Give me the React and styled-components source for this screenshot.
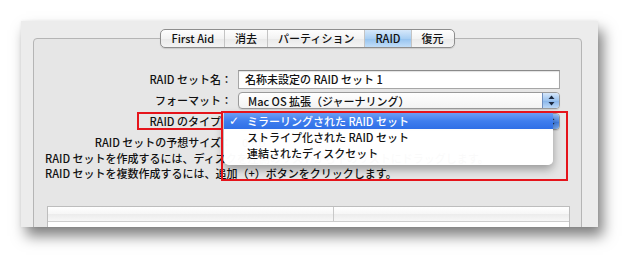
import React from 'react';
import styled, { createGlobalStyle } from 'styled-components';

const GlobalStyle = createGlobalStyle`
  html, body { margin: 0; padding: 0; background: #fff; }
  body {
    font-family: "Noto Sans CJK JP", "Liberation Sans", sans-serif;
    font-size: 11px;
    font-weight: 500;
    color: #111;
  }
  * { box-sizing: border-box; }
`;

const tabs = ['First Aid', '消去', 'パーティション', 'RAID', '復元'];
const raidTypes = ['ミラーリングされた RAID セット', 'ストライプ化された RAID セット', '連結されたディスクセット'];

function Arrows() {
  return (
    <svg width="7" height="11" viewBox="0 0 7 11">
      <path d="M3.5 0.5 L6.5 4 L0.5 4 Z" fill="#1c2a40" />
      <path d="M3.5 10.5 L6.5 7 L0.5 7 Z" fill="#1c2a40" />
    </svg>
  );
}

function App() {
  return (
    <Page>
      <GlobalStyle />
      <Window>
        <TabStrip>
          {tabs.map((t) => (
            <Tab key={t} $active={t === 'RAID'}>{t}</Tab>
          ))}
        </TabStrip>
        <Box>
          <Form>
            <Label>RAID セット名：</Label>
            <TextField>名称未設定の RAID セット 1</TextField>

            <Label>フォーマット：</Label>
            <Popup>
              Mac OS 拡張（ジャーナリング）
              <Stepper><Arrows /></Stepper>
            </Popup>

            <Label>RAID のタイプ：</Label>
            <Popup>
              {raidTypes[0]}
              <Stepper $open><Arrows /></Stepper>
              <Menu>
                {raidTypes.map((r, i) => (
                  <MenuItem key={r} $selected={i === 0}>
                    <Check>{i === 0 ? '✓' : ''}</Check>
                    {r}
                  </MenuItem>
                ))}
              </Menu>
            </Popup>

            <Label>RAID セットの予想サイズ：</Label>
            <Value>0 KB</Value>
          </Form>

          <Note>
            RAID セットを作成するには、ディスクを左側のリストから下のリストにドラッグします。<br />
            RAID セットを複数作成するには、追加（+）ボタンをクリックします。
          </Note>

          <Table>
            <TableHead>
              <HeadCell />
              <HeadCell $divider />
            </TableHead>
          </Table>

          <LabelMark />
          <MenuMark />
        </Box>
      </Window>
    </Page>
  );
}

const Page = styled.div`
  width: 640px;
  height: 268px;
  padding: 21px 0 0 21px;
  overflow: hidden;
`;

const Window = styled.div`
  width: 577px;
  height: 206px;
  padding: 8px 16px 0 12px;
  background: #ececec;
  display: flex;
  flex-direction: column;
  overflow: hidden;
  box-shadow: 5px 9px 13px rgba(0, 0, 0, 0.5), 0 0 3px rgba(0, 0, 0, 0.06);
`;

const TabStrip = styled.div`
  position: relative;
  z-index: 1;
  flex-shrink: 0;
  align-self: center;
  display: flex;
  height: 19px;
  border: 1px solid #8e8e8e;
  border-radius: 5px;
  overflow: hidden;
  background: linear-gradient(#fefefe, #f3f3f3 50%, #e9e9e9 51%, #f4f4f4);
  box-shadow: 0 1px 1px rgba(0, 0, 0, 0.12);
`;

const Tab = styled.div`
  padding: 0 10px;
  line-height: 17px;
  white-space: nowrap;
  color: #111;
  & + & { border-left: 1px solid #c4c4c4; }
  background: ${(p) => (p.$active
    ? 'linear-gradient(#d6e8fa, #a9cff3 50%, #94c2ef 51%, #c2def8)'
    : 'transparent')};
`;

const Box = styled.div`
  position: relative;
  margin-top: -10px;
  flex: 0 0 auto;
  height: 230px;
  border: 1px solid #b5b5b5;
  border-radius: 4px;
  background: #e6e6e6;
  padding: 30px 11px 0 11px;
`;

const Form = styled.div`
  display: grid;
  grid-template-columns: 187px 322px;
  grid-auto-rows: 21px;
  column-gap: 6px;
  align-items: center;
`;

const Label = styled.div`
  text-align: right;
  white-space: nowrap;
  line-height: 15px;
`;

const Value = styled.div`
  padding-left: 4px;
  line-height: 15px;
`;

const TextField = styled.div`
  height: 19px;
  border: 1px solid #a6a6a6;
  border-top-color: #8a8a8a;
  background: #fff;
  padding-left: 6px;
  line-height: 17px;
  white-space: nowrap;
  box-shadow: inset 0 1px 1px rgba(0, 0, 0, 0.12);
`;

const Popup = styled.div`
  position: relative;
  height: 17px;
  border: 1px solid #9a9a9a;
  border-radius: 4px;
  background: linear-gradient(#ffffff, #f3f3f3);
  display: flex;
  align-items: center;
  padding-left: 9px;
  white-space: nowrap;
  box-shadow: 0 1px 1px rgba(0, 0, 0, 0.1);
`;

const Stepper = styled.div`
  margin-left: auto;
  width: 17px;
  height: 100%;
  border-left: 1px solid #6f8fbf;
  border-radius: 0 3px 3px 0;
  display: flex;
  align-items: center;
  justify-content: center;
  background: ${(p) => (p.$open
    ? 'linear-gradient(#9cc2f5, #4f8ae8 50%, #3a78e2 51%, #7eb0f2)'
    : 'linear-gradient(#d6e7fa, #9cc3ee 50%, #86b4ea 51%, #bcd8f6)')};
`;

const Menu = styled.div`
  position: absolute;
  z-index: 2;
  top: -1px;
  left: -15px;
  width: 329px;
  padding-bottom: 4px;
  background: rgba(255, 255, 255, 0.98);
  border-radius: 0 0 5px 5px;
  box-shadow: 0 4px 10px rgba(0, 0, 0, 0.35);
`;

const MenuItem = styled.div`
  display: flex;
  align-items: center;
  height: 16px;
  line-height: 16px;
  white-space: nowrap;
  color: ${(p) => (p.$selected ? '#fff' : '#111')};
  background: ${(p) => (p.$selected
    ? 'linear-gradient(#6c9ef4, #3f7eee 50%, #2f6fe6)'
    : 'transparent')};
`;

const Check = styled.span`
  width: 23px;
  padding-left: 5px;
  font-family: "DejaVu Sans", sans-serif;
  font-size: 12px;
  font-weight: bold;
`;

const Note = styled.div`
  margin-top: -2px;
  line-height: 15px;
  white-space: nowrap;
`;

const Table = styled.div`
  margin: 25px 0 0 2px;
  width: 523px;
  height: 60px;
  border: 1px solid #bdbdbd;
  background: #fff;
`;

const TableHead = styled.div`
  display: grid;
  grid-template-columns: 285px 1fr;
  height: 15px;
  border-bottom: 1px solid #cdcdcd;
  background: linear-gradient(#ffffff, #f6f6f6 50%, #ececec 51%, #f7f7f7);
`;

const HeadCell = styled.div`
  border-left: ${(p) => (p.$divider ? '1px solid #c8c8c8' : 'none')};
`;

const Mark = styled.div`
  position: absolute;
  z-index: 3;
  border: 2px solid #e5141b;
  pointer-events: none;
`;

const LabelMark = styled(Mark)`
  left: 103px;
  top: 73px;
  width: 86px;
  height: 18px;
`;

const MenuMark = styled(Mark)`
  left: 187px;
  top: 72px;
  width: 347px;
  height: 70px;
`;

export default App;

▸ **GIVEN REQUEST**: Working from the lines above, reproduce the material exactly and exclude its pictures.

▸ **RESPONSE**:
Give me the React and styled-components source for this screenshot.
import React from 'react';
import styled, { createGlobalStyle } from 'styled-components';

const GlobalStyle = createGlobalStyle`
  html, body { margin: 0; padding: 0; background: #fff; }
  body {
    font-family: "Noto Sans CJK JP", "Liberation Sans", sans-serif;
    font-size: 11px;
    font-weight: 500;
    color: #111;
  }
  * { box-sizing: border-box; }
`;

const tabs = ['First Aid', '消去', 'パーティション', 'RAID', '復元'];
const raidTypes = ['ミラーリングされた RAID セット', 'ストライプ化された RAID セット', '連結されたディスクセット'];

function Arrows() {
  return (
    <svg width="7" height="11" viewBox="0 0 7 11">
      <path d="M3.5 0.5 L6.5 4 L0.5 4 Z" fill="#1c2a40" />
      <path d="M3.5 10.5 L6.5 7 L0.5 7 Z" fill="#1c2a40" />
    </svg>
  );
}

function App() {
  return (
    <Page>
      <GlobalStyle />
      <Window>
        <TabStrip>
          {tabs.map((t) => (
            <Tab key={t} $active={t === 'RAID'}>{t}</Tab>
          ))}
        </TabStrip>
        <Box>
          <Form>
            <Label>RAID セット名：</Label>
            <TextField>名称未設定の RAID セット 1</TextField>

            <Label>フォーマット：</Label>
            <Popup>
              Mac OS 拡張（ジャーナリング）
              <Stepper><Arrows /></Stepper>
            </Popup>

            <Label>RAID のタイプ：</Label>
            <Popup>
              {raidTypes[0]}
              <Stepper $open><Arrows /></Stepper>
              <Menu>
                {raidTypes.map((r, i) => (
                  <MenuItem key={r} $selected={i === 0}>
                    <Check>{i === 0 ? '✓' : ''}</Check>
                    {r}
                  </MenuItem>
                ))}
              </Menu>
            </Popup>

            <Label>RAID セットの予想サイズ：</Label>
            <Value>0 KB</Value>
          </Form>

          <Note>
            RAID セットを作成するには、ディスクを左側のリストから下のリストにドラッグします。<br />
            RAID セットを複数作成するには、追加（+）ボタンをクリックします。
          </Note>

          <Table>
            <TableHead>
              <HeadCell />
              <HeadCell $divider />
            </TableHead>
          </Table>

          <LabelMark />
          <MenuMark />
        </Box>
      </Window>
    </Page>
  );
}

const Page = styled.div`
  width: 640px;
  height: 268px;
  padding: 21px 0 0 21px;
  overflow: hidden;
`;

const Window = styled.div`
  width: 577px;
  height: 206px;
  padding: 8px 16px 0 12px;
  background: #ececec;
  display: flex;
  flex-direction: column;
  overflow: hidden;
  box-shadow: 5px 9px 13px rgba(0, 0, 0, 0.5), 0 0 3px rgba(0, 0, 0, 0.06);
`;

const TabStrip = styled.div`
  position: relative;
  z-index: 1;
  flex-shrink: 0;
  align-self: center;
  display: flex;
  height: 19px;
  border: 1px solid #8e8e8e;
  border-radius: 5px;
  overflow: hidden;
  background: linear-gradient(#fefefe, #f3f3f3 50%, #e9e9e9 51%, #f4f4f4);
  box-shadow: 0 1px 1px rgba(0, 0, 0, 0.12);
`;

const Tab = styled.div`
  padding: 0 10px;
  line-height: 17px;
  white-space: nowrap;
  color: #111;
  & + & { border-left: 1px solid #c4c4c4; }
  background: ${(p) => (p.$active
    ? 'linear-gradient(#d6e8fa, #a9cff3 50%, #94c2ef 51%, #c2def8)'
    : 'transparent')};
`;

const Box = styled.div`
  position: relative;
  margin-top: -10px;
  flex: 0 0 auto;
  height: 230px;
  border: 1px solid #b5b5b5;
  border-radius: 4px;
  background: #e6e6e6;
  padding: 30px 11px 0 11px;
`;

const Form = styled.div`
  display: grid;
  grid-template-columns: 187px 322px;
  grid-auto-rows: 21px;
  column-gap: 6px;
  align-items: center;
`;

const Label = styled.div`
  text-align: right;
  white-space: nowrap;
  line-height: 15px;
`;

const Value = styled.div`
  padding-left: 4px;
  line-height: 15px;
`;

const TextField = styled.div`
  height: 19px;
  border: 1px solid #a6a6a6;
  border-top-color: #8a8a8a;
  background: #fff;
  padding-left: 6px;
  line-height: 17px;
  white-space: nowrap;
  box-shadow: inset 0 1px 1px rgba(0, 0, 0, 0.12);
`;

const Popup = styled.div`
  position: relative;
  height: 17px;
  border: 1px solid #9a9a9a;
  border-radius: 4px;
  background: linear-gradient(#ffffff, #f3f3f3);
  display: flex;
  align-items: center;
  padding-left: 9px;
  white-space: nowrap;
  box-shadow: 0 1px 1px rgba(0, 0, 0, 0.1);
`;

const Stepper = styled.div`
  margin-left: auto;
  width: 17px;
  height: 100%;
  border-left: 1px solid #6f8fbf;
  border-radius: 0 3px 3px 0;
  display: flex;
  align-items: center;
  justify-content: center;
  background: ${(p) => (p.$open
    ? 'linear-gradient(#9cc2f5, #4f8ae8 50%, #3a78e2 51%, #7eb0f2)'
    : 'linear-gradient(#d6e7fa, #9cc3ee 50%, #86b4ea 51%, #bcd8f6)')};
`;

const Menu = styled.div`
  position: absolute;
  z-index: 2;
  top: -1px;
  left: -15px;
  width: 329px;
  padding-bottom: 4px;
  background: rgba(255, 255, 255, 0.98);
  border-radius: 0 0 5px 5px;
  box-shadow: 0 4px 10px rgba(0, 0, 0, 0.35);
`;

const MenuItem = styled.div`
  display: flex;
  align-items: center;
  height: 16px;
  line-height: 16px;
  white-space: nowrap;
  color: ${(p) => (p.$selected ? '#fff' : '#111')};
  background: ${(p) => (p.$selected
    ? 'linear-gradient(#6c9ef4, #3f7eee 50%, #2f6fe6)'
    : 'transparent')};
`;

const Check = styled.span`
  width: 23px;
  padding-left: 5px;
  font-family: "DejaVu Sans", sans-serif;
  font-size: 12px;
  font-weight: bold;
`;

const Note = styled.div`
  margin-top: -2px;
  line-height: 15px;
  white-space: nowrap;
`;

const Table = styled.div`
  margin: 25px 0 0 2px;
  width: 523px;
  height: 60px;
  border: 1px solid #bdbdbd;
  background: #fff;
`;

const TableHead = styled.div`
  display: grid;
  grid-template-columns: 285px 1fr;
  height: 15px;
  border-bottom: 1px solid #cdcdcd;
  background: linear-gradient(#ffffff, #f6f6f6 50%, #ececec 51%, #f7f7f7);
`;

const HeadCell = styled.div`
  border-left: ${(p) => (p.$divider ? '1px solid #c8c8c8' : 'none')};
`;

const Mark = styled.div`
  position: absolute;
  z-index: 3;
  border: 2px solid #e5141b;
  pointer-events: none;
`;

const LabelMark = styled(Mark)`
  left: 103px;
  top: 73px;
  width: 86px;
  height: 18px;
`;

const MenuMark = styled(Mark)`
  left: 187px;
  top: 72px;
  width: 347px;
  height: 70px;
`;

export default App;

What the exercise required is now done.